%%
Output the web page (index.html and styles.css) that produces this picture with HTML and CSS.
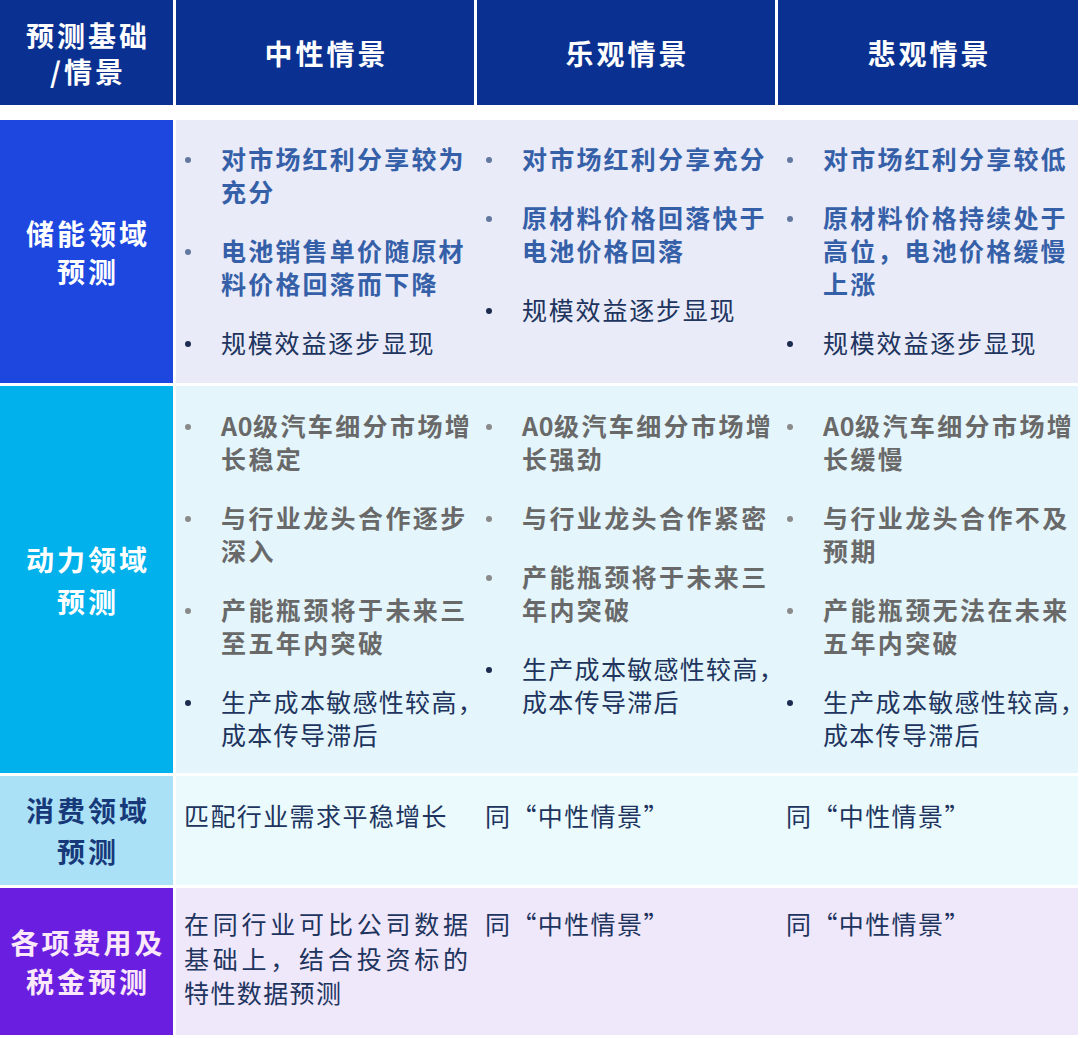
FILE: index.html
```html
<!DOCTYPE html>
<html lang="zh-CN">
<head>
<meta charset="utf-8">
<title>预测情景</title>
<link rel="stylesheet" href="styles.css">
</head>
<body>
<div class="table">
  <div class="head">
    <div class="hcell">预测基础<br>/情景</div>
    <div class="hcell">中性情景</div>
    <div class="hcell">乐观情景</div>
    <div class="hcell">悲观情景</div>
  </div>

  <div class="row row-storage">
    <div class="label">储能领域<br>预测</div>
    <div class="content">
      <ul class="list">
        <li class="hl"><span class="t">对市场红利分享较为<br>充分</span></li>
        <li class="hl"><span class="t">电池销售单价随原材<br>料价格回落而下降</span></li>
        <li><span class="t">规模效益逐步显现</span></li>
      </ul>
      <ul class="list">
        <li class="hl"><span class="t">对市场红利分享充分</span></li>
        <li class="hl"><span class="t">原材料价格回落快于<br>电池价格回落</span></li>
        <li><span class="t">规模效益逐步显现</span></li>
      </ul>
      <ul class="list">
        <li class="hl"><span class="t">对市场红利分享较低</span></li>
        <li class="hl"><span class="t">原材料价格持续处于<br>高位，电池价格缓慢<br>上涨</span></li>
        <li><span class="t">规模效益逐步显现</span></li>
      </ul>
    </div>
  </div>

  <div class="row row-power">
    <div class="label">动力领域<br>预测</div>
    <div class="content">
      <ul class="list">
        <li class="muted"><span class="t"><span class="latin">A0</span>级汽车细分市场增<br>长稳定</span></li>
        <li class="muted"><span class="t">与行业龙头合作逐步<br>深入</span></li>
        <li class="muted"><span class="t">产能瓶颈将于未来三<br>至五年内突破</span></li>
        <li class="long"><span class="t">生产成本敏感性较高<span class="punct">，</span><br>成本传导滞后</span></li>
      </ul>
      <ul class="list">
        <li class="muted"><span class="t"><span class="latin">A0</span>级汽车细分市场增<br>长强劲</span></li>
        <li class="muted"><span class="t">与行业龙头合作紧密</span></li>
        <li class="muted"><span class="t">产能瓶颈将于未来三<br>年内突破</span></li>
        <li class="long"><span class="t">生产成本敏感性较高<span class="punct">，</span><br>成本传导滞后</span></li>
      </ul>
      <ul class="list">
        <li class="muted"><span class="t"><span class="latin">A0</span>级汽车细分市场增<br>长缓慢</span></li>
        <li class="muted"><span class="t">与行业龙头合作不及<br>预期</span></li>
        <li class="muted"><span class="t">产能瓶颈无法在未来<br>五年内突破</span></li>
        <li class="long"><span class="t">生产成本敏感性较高<span class="punct">，</span><br>成本传导滞后</span></li>
      </ul>
    </div>
  </div>

  <div class="row row-consumer">
    <div class="label">消费领域<br>预测</div>
    <div class="content">
      <div class="plain">匹配行业需求平稳增长</div>
      <div class="plain">同“中性情景”</div>
      <div class="plain">同“中性情景”</div>
    </div>
  </div>

  <div class="row row-cost">
    <div class="label">各项费用及<br>税金预测</div>
    <div class="content">
      <div class="plain"><span class="just">在同行业可比公司数据</span><span class="just">基础上，结合投资标的</span><span class="line">特性数据预测</span></div>
      <div class="plain">同“中性情景”</div>
      <div class="plain">同“中性情景”</div>
    </div>
  </div>
</div>
</body>
</html>
```

FILE: styles.css
```css
* {
  box-sizing: border-box;
  margin: 0;
  padding: 0;
}

body {
  margin: 0;
  background: #ffffff;
  font-family: "Noto Sans CJK SC", "Noto Sans", sans-serif;
}

.table {
  width: 1078px;
}

/* header */
.head {
  display: grid;
  grid-template-columns: 173px 298px 298px 1fr;
  column-gap: 3px;
  height: 105px;
  margin-bottom: 15px;
}

.hcell {
  background: #0a3191;
  color: #ffffff;
  font-weight: 700;
  font-size: 28px;
  line-height: 36px;
  letter-spacing: 3px;
  padding-left: 3px;
  display: flex;
  align-items: center;
  justify-content: center;
  text-align: center;
}

/* body rows */
.row {
  display: grid;
  grid-template-columns: 173px 1fr;
  column-gap: 3px;
  margin-bottom: 3px;
}

.label {
  display: flex;
  align-items: center;
  justify-content: center;
  text-align: center;
  font-weight: 700;
  font-size: 28px;
  letter-spacing: 3px;
  padding-left: 3px;
  color: #ffffff;
}

.content {
  display: grid;
  grid-template-columns: 301px 301px 1fr;
}

.row-storage { height: 263px; }
.row-storage .label { background: #1d47df; line-height: 38px; }
.row-storage .content { background: #e9ebf8; }

.row-power { height: 387px; }
.row-power .label { background: #00b1eb; line-height: 42px; }
.row-power .content { background: #e4f5fb; }
.row-power .list { padding-top: 22.5px; }

.row-consumer { height: 109px; }
.row-consumer .label { background: #aae1f6; color: #17397a; line-height: 41px; }
.row-consumer .content { background: #eafafd; }

.row-cost { height: 147px; }
.row-cost .label { background: #6a1ee0; color: #fbe8f8; line-height: 39px; }
.row-cost .content { background: #efe7fa; }

/* bullet lists */
.list {
  list-style: none;
  padding-top: 21.5px;
}

.list li {
  display: flex;
  font-size: 25px;
  line-height: 33px;
  letter-spacing: 1.8px;
  color: #20345e;
}

.list li + li {
  margin-top: 26px;
}

.list li::before {
  content: "";
  flex: none;
  width: 6px;
  height: 6px;
  border-radius: 50%;
  background: #1c2b50;
  margin: 15px 0 0 9px;
}

.list .t {
  margin-left: 30px;
  white-space: nowrap;
}

.list li.long {
  letter-spacing: 1.3px;
}

.list .punct {
  letter-spacing: 0;
  margin-right: -14px;
}

.list li.hl {
  color: #3560a8;
  font-weight: 700;
  letter-spacing: 2.2px;
}

.list li.hl::before {
  background: #62789f;
}

.list li.muted {
  color: #696969;
  font-weight: 700;
  letter-spacing: 2.4px;
}

.list li.muted::before {
  background: #8a8a8a;
}

.list .latin {
  letter-spacing: 0.6px;
}

/* plain text cells */
.plain {
  padding: 22px 0 0 8px;
  font-size: 25px;
  line-height: 34px;
  letter-spacing: 1.4px;
  color: #20345e;
  white-space: nowrap;
}

.row-cost .plain {
  padding-top: 18px;
  line-height: 34.5px;
}

.plain .just {
  display: block;
  width: 284px;
  text-align: justify;
  text-align-last: justify;
  letter-spacing: 0;
}

.plain .line {
  display: block;
}
```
%%
Gather all lines where the word "styles" appears.

RESULT OF THE EXERCISE:
Output the web page (index.html and styles.css) that produces this picture with HTML and CSS.
<link rel="stylesheet" href="styles.css">
FILE: styles.css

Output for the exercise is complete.